An adaptive framework for first-order gradient methods
Xiaozhe Hu, Sara Pollock, Zhongqin Xue, Yunrong Zhu
TL;DR
The paper tackles optimizing first-order gradient methods when the strong convexity parameter $\mu$ is unknown by introducing a unified adaptive framework that uses the geometric mean of successive residual-ratio estimates to form an empirical convergence-rate bound $\rho^*$. This bound guides adaptive updates of step size $\alpha$ and momentum $\beta$ for GD, NAG, and HB, with $L$ normalized to $1$ to focus on curvature exploitation. The authors prove that the adaptive schemes converge no slower than gradient descent with $\alpha=1/L$ and demonstrate through quadratic, logistic regression, and Huber-TV denoising experiments that these methods achieve competitive performance with optimal-parameter accelerators while adapting to local curvature.
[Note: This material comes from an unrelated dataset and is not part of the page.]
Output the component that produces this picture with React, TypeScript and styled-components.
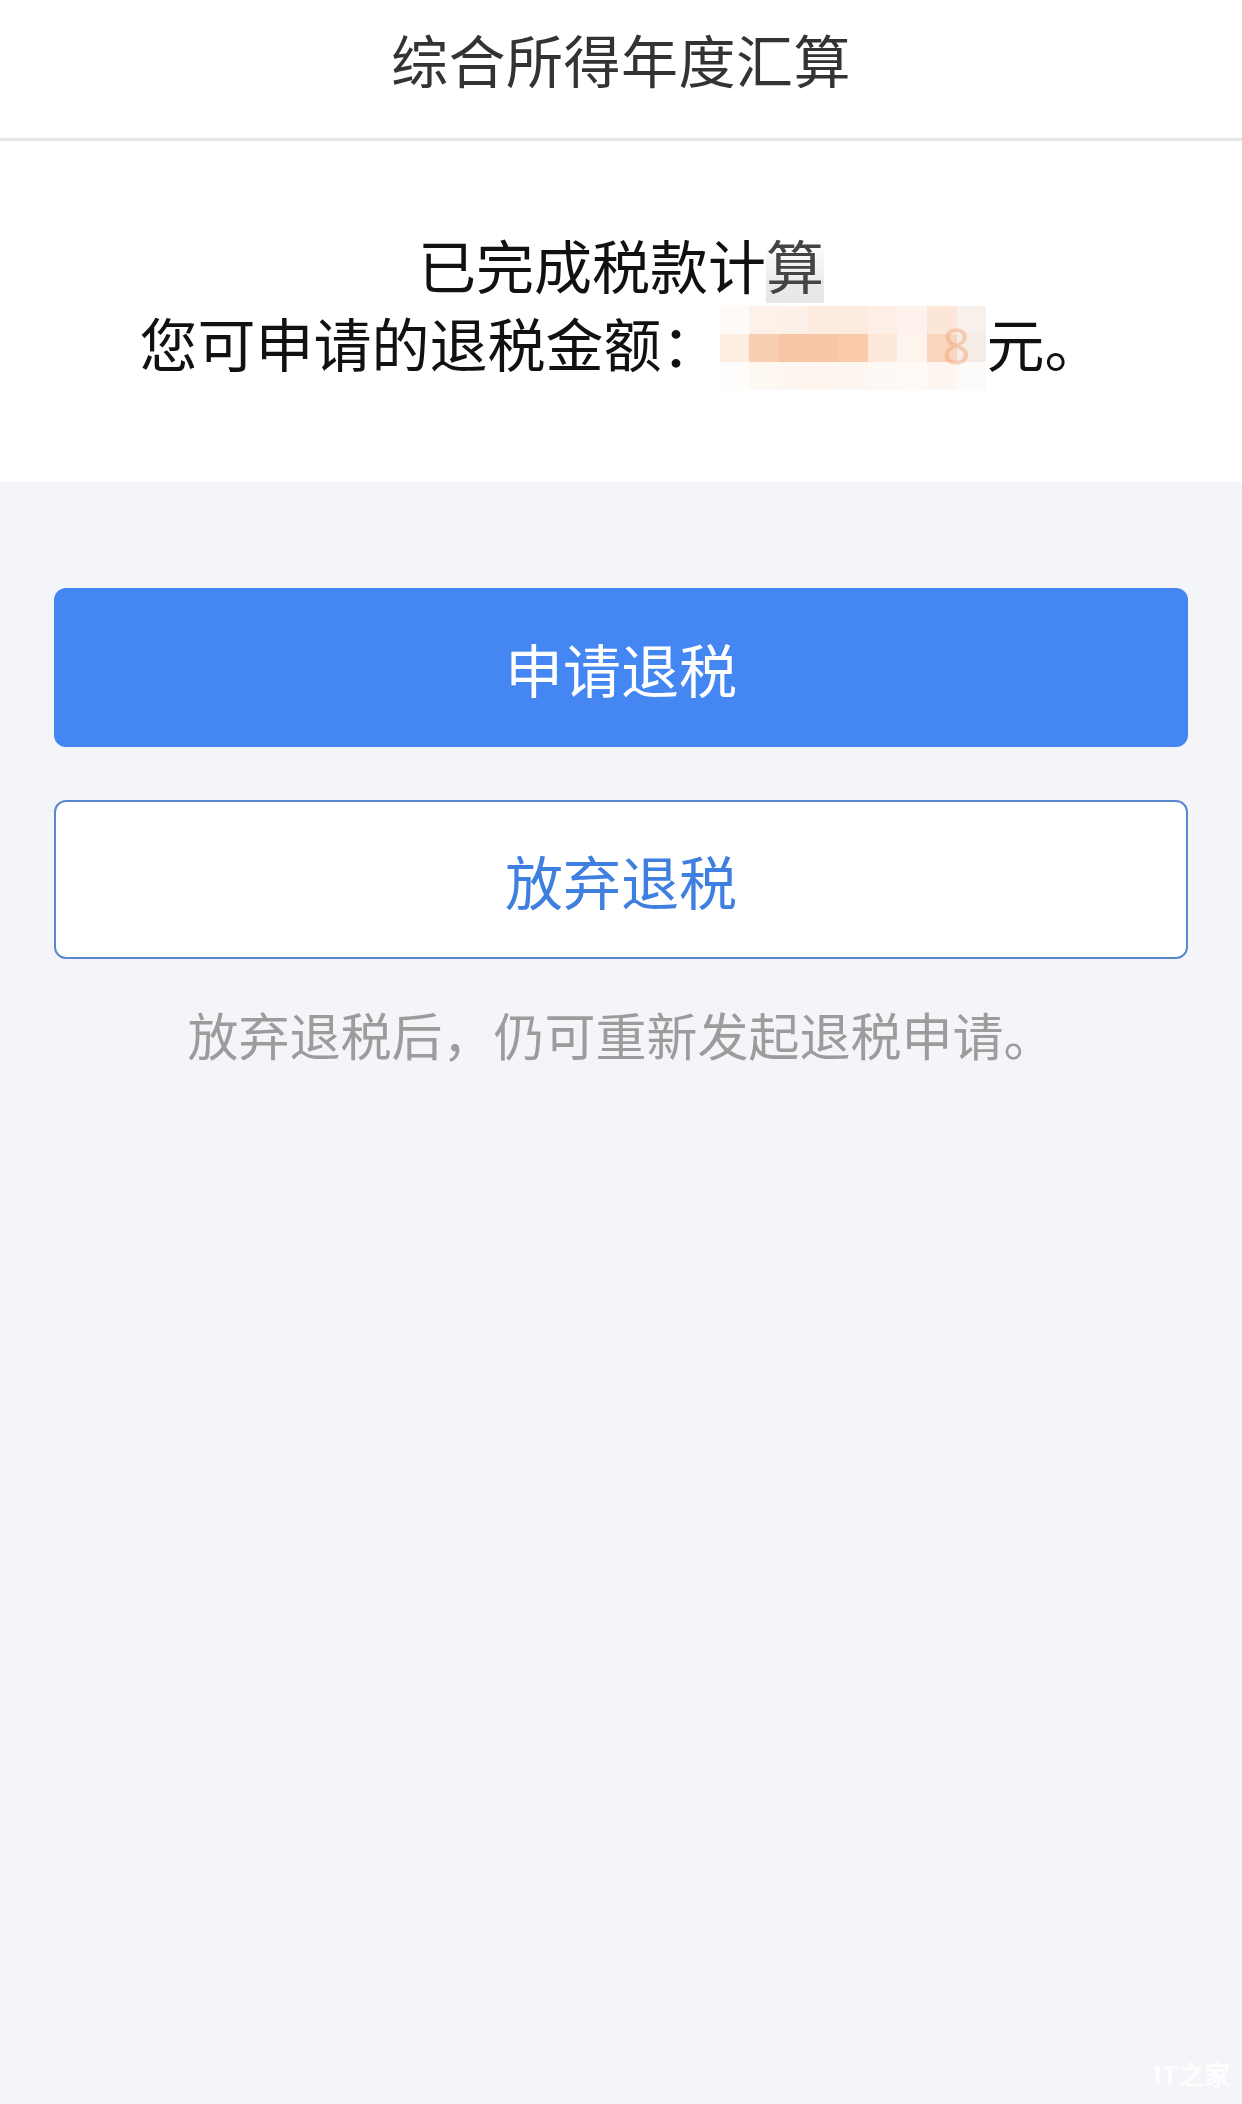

The approach offers a practical, simple-to-implement mechanism that captures local structure and improves robustness across varied problem classes, with potential for broad applicability in first-order optimization.
Abstract
Gradient methods are widely used in optimization problems. In practice, while the smoothness parameter can be estimated utilizing techniques such as backtracking, estimating the strong convexity parameter remains a challenge; moreover, even with the optimal parameter choice, convergence can be slow. In this work, we propose a framework for dynamically adapting the step size and momentum parameters in first-order gradient methods for the optimization problem, without prior knowledge of the strong convexity parameter. The main idea is to use the geometric average of the ratios of successive residual norms as an empirical estimate of the upper bound on the convergence rate, which in turn allows us to adaptively update the algorithm parameters. The resulting algorithms are simple to implement, yet efficient in practice, requiring only a few additional computations on existing information. The proposed adaptive gradient methods are shown to converge at least as fast as gradient descent for quadratic optimization problems. Numerical experiments on both quadratic and nonlinear problems validate the effectiveness of the proposed adaptive algorithms. The results show that the adaptive algorithms are comparable to their counterparts using optimal parameters, and in some cases, they capture local information and exhibit improved performance.